<<<<
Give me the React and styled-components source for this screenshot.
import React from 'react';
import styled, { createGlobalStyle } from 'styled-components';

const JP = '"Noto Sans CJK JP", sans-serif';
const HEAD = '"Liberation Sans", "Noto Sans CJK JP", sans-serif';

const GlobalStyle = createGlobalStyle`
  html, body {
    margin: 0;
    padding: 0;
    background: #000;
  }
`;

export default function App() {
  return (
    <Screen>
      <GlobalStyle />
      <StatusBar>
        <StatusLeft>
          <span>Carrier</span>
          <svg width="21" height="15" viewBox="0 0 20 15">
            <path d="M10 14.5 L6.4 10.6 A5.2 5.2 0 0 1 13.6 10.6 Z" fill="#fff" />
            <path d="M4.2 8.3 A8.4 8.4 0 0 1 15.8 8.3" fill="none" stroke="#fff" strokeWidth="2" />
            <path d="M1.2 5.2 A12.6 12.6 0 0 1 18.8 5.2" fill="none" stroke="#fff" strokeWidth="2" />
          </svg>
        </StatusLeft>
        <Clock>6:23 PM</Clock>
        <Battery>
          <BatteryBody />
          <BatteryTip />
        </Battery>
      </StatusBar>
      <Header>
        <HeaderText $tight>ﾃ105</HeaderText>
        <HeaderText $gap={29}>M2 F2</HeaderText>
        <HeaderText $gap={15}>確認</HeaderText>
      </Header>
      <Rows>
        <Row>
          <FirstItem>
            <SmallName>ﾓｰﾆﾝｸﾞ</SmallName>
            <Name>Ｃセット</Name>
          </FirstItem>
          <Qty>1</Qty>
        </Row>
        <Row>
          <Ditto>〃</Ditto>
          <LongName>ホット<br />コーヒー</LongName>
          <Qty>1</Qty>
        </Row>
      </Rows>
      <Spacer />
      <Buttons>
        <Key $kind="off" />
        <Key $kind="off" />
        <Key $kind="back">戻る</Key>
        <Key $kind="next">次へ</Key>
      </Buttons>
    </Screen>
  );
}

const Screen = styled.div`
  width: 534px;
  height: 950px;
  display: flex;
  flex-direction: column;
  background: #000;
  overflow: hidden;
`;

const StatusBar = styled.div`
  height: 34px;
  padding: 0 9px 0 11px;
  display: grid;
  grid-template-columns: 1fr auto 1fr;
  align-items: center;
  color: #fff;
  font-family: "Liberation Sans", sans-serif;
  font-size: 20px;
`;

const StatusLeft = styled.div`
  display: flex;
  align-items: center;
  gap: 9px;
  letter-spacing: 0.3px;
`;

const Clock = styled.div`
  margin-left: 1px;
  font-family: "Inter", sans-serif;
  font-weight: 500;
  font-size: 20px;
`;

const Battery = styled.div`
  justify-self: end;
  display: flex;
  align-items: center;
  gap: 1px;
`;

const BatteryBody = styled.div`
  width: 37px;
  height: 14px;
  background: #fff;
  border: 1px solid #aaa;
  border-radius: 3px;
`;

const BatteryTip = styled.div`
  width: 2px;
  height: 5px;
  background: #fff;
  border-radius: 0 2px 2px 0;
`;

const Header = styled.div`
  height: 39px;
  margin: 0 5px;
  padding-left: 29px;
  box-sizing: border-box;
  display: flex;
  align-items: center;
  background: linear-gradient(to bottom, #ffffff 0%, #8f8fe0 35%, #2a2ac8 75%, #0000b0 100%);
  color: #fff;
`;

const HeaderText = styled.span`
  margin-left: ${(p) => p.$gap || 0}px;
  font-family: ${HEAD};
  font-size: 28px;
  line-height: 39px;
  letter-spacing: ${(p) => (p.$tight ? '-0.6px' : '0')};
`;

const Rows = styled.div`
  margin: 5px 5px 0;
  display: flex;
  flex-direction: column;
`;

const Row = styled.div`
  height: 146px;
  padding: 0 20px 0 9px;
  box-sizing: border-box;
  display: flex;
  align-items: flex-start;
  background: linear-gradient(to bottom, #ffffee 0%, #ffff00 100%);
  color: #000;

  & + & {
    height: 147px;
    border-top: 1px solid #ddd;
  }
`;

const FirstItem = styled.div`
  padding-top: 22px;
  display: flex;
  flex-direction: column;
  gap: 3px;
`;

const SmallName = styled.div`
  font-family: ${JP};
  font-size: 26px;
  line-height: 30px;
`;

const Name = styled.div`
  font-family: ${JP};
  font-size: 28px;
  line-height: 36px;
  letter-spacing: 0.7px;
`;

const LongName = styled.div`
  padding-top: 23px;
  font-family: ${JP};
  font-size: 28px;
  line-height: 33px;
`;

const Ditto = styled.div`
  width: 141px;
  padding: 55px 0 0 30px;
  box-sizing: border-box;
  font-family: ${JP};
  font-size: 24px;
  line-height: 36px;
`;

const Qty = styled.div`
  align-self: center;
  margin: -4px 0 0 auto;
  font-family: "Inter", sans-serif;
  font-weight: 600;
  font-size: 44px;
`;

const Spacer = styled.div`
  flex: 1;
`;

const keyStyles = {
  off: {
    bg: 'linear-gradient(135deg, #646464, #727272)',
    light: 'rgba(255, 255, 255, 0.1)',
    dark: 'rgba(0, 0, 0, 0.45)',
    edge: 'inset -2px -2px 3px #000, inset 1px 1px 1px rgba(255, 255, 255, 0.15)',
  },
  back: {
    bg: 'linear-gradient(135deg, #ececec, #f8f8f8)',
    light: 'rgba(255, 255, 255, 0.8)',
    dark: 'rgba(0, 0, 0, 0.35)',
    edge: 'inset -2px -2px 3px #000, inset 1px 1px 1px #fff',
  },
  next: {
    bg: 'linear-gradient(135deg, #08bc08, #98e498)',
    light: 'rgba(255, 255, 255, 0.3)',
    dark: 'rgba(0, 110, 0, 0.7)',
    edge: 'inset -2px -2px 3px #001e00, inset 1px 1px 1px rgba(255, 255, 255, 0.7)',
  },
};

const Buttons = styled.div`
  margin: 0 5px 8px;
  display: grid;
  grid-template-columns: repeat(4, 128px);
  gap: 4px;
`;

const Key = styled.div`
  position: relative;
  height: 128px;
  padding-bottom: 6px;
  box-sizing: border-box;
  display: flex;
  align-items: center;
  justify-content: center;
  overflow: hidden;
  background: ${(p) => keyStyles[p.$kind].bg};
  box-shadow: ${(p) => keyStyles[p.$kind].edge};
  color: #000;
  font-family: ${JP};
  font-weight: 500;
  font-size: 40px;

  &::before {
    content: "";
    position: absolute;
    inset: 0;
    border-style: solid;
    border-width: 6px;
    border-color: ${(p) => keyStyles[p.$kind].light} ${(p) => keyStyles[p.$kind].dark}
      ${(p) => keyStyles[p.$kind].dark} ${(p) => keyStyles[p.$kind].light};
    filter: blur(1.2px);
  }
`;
>>>>
Reproduce the listing above word for word.

Result below:
Give me the React and styled-components source for this screenshot.
import React from 'react';
import styled, { createGlobalStyle } from 'styled-components';

const JP = '"Noto Sans CJK JP", sans-serif';
const HEAD = '"Liberation Sans", "Noto Sans CJK JP", sans-serif';

const GlobalStyle = createGlobalStyle`
  html, body {
    margin: 0;
    padding: 0;
    background: #000;
  }
`;

export default function App() {
  return (
    <Screen>
      <GlobalStyle />
      <StatusBar>
        <StatusLeft>
          <span>Carrier</span>
          <svg width="21" height="15" viewBox="0 0 20 15">
            <path d="M10 14.5 L6.4 10.6 A5.2 5.2 0 0 1 13.6 10.6 Z" fill="#fff" />
            <path d="M4.2 8.3 A8.4 8.4 0 0 1 15.8 8.3" fill="none" stroke="#fff" strokeWidth="2" />
            <path d="M1.2 5.2 A12.6 12.6 0 0 1 18.8 5.2" fill="none" stroke="#fff" strokeWidth="2" />
          </svg>
        </StatusLeft>
        <Clock>6:23 PM</Clock>
        <Battery>
          <BatteryBody />
          <BatteryTip />
        </Battery>
      </StatusBar>
      <Header>
        <HeaderText $tight>ﾃ105</HeaderText>
        <HeaderText $gap={29}>M2 F2</HeaderText>
        <HeaderText $gap={15}>確認</HeaderText>
      </Header>
      <Rows>
        <Row>
          <FirstItem>
            <SmallName>ﾓｰﾆﾝｸﾞ</SmallName>
            <Name>Ｃセット</Name>
          </FirstItem>
          <Qty>1</Qty>
        </Row>
        <Row>
          <Ditto>〃</Ditto>
          <LongName>ホット<br />コーヒー</LongName>
          <Qty>1</Qty>
        </Row>
      </Rows>
      <Spacer />
      <Buttons>
        <Key $kind="off" />
        <Key $kind="off" />
        <Key $kind="back">戻る</Key>
        <Key $kind="next">次へ</Key>
      </Buttons>
    </Screen>
  );
}

const Screen = styled.div`
  width: 534px;
  height: 950px;
  display: flex;
  flex-direction: column;
  background: #000;
  overflow: hidden;
`;

const StatusBar = styled.div`
  height: 34px;
  padding: 0 9px 0 11px;
  display: grid;
  grid-template-columns: 1fr auto 1fr;
  align-items: center;
  color: #fff;
  font-family: "Liberation Sans", sans-serif;
  font-size: 20px;
`;

const StatusLeft = styled.div`
  display: flex;
  align-items: center;
  gap: 9px;
  letter-spacing: 0.3px;
`;

const Clock = styled.div`
  margin-left: 1px;
  font-family: "Inter", sans-serif;
  font-weight: 500;
  font-size: 20px;
`;

const Battery = styled.div`
  justify-self: end;
  display: flex;
  align-items: center;
  gap: 1px;
`;

const BatteryBody = styled.div`
  width: 37px;
  height: 14px;
  background: #fff;
  border: 1px solid #aaa;
  border-radius: 3px;
`;

const BatteryTip = styled.div`
  width: 2px;
  height: 5px;
  background: #fff;
  border-radius: 0 2px 2px 0;
`;

const Header = styled.div`
  height: 39px;
  margin: 0 5px;
  padding-left: 29px;
  box-sizing: border-box;
  display: flex;
  align-items: center;
  background: linear-gradient(to bottom, #ffffff 0%, #8f8fe0 35%, #2a2ac8 75%, #0000b0 100%);
  color: #fff;
`;

const HeaderText = styled.span`
  margin-left: ${(p) => p.$gap || 0}px;
  font-family: ${HEAD};
  font-size: 28px;
  line-height: 39px;
  letter-spacing: ${(p) => (p.$tight ? '-0.6px' : '0')};
`;

const Rows = styled.div`
  margin: 5px 5px 0;
  display: flex;
  flex-direction: column;
`;

const Row = styled.div`
  height: 146px;
  padding: 0 20px 0 9px;
  box-sizing: border-box;
  display: flex;
  align-items: flex-start;
  background: linear-gradient(to bottom, #ffffee 0%, #ffff00 100%);
  color: #000;

  & + & {
    height: 147px;
    border-top: 1px solid #ddd;
  }
`;

const FirstItem = styled.div`
  padding-top: 22px;
  display: flex;
  flex-direction: column;
  gap: 3px;
`;

const SmallName = styled.div`
  font-family: ${JP};
  font-size: 26px;
  line-height: 30px;
`;

const Name = styled.div`
  font-family: ${JP};
  font-size: 28px;
  line-height: 36px;
  letter-spacing: 0.7px;
`;

const LongName = styled.div`
  padding-top: 23px;
  font-family: ${JP};
  font-size: 28px;
  line-height: 33px;
`;

const Ditto = styled.div`
  width: 141px;
  padding: 55px 0 0 30px;
  box-sizing: border-box;
  font-family: ${JP};
  font-size: 24px;
  line-height: 36px;
`;

const Qty = styled.div`
  align-self: center;
  margin: -4px 0 0 auto;
  font-family: "Inter", sans-serif;
  font-weight: 600;
  font-size: 44px;
`;

const Spacer = styled.div`
  flex: 1;
`;

const keyStyles = {
  off: {
    bg: 'linear-gradient(135deg, #646464, #727272)',
    light: 'rgba(255, 255, 255, 0.1)',
    dark: 'rgba(0, 0, 0, 0.45)',
    edge: 'inset -2px -2px 3px #000, inset 1px 1px 1px rgba(255, 255, 255, 0.15)',
  },
  back: {
    bg: 'linear-gradient(135deg, #ececec, #f8f8f8)',
    light: 'rgba(255, 255, 255, 0.8)',
    dark: 'rgba(0, 0, 0, 0.35)',
    edge: 'inset -2px -2px 3px #000, inset 1px 1px 1px #fff',
  },
  next: {
    bg: 'linear-gradient(135deg, #08bc08, #98e498)',
    light: 'rgba(255, 255, 255, 0.3)',
    dark: 'rgba(0, 110, 0, 0.7)',
    edge: 'inset -2px -2px 3px #001e00, inset 1px 1px 1px rgba(255, 255, 255, 0.7)',
  },
};

const Buttons = styled.div`
  margin: 0 5px 8px;
  display: grid;
  grid-template-columns: repeat(4, 128px);
  gap: 4px;
`;

const Key = styled.div`
  position: relative;
  height: 128px;
  padding-bottom: 6px;
  box-sizing: border-box;
  display: flex;
  align-items: center;
  justify-content: center;
  overflow: hidden;
  background: ${(p) => keyStyles[p.$kind].bg};
  box-shadow: ${(p) => keyStyles[p.$kind].edge};
  color: #000;
  font-family: ${JP};
  font-weight: 500;
  font-size: 40px;

  &::before {
    content: "";
    position: absolute;
    inset: 0;
    border-style: solid;
    border-width: 6px;
    border-color: ${(p) => keyStyles[p.$kind].light} ${(p) => keyStyles[p.$kind].dark}
      ${(p) => keyStyles[p.$kind].dark} ${(p) => keyStyles[p.$kind].light};
    filter: blur(1.2px);
  }
`;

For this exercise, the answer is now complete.